After a four-decade near stagnation, the real per capita GDP assumed an exponential growth path since about the early 1990s (Graph). These long-term trends should give us confidence in restoring a sustainable, high growth path.

In the last two years, no doubt there have been certain reversals, but things are not that bleak. GDP growth fell from 8.4 per cent to 6.5 per cent, but still it is one of the highest across countries. Second, the consumer price inflation, which looked sticky in double digits during 2009-10 and 2010-11, softened to 8.33 per cent, but was still very high compared to the decadal average of only 6.5 per cent. Despite high inflation, the per capita GDP, both in nominal terms and real terms, touched its highest levels in 2011-12.

Short-Term Worries

Apart from lower growth and high inflation, there are other short-term worries, such as the widening current account deficit, depleting foreign exchange reserves and a steeply depreciating currency. These point to the priority that needs to be accorded for restoring external sector balance and investor confidence, without sacrificing the long-term strategic policy stance relating to capital account liberalisation and external debt management. Given the low interest rate environment abroad, with further easing of policy rates it may be worthwhile for the government to go in for another issue of Diaspora bonds to tide over the temporary mismatches in foreign currency needs, including those arising from the corporate and banking sectors.

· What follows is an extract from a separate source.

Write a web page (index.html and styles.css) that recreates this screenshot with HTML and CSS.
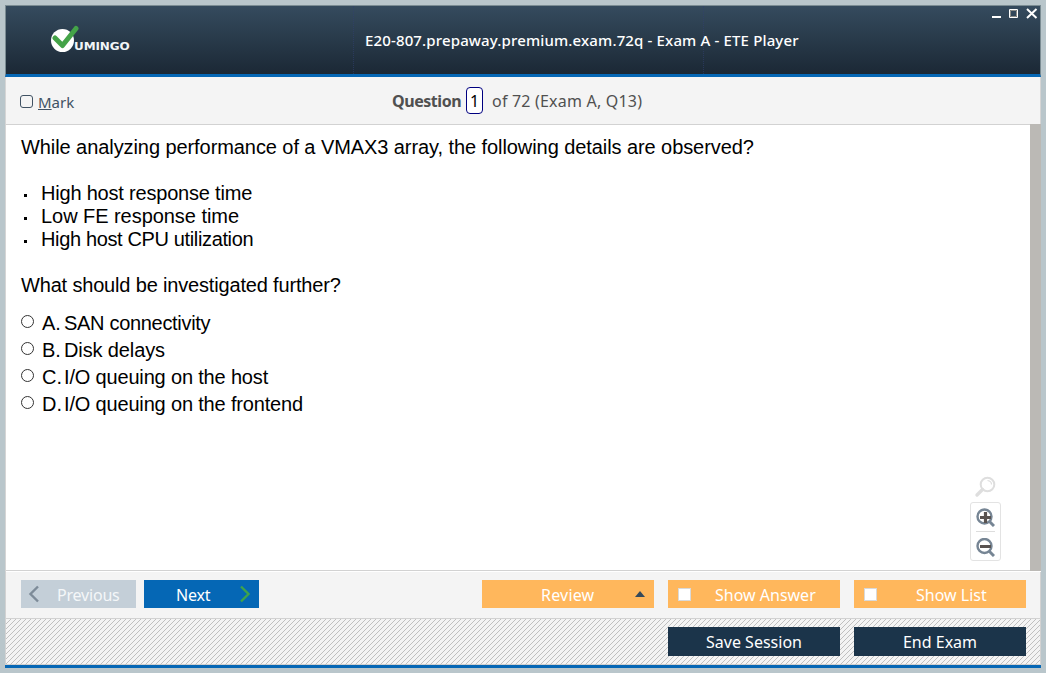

The depreciating currency may be a correction, but high volatility needs to be managed. Given the high level of inflation, and other risks to inflation such as suppressed administered prices and burgeoning fiscal deficit and government borrowings, the central bank should not be in a hurry to trigger another round of aggressive policy rate easing, particularly in the forthcoming review in mid-June. That may prove to be disastrous.

The growth projection for 2012-13 has been scaled down by many, but growth is likely to be much higher than that witnessed in 2010-11, provided some enduring solutions are found to tackle the European debacle.

Economic Reforms

Even while fire-fighting short term issues, it is no doubt equally important to respond to the public cry for the much-needed next round of economic reforms to restore confidence in the potential of the economy. There is a well-known laundry list awaiting action on the legislative side, and on the developmental side, in areas such as agriculture, public distribution, mining, infrastructure, social sectors and governance.

Creating a political consensus, going beyond party politics, can help weather the current economic storm. Being in panic mode may lead to self-fulfilling expectations.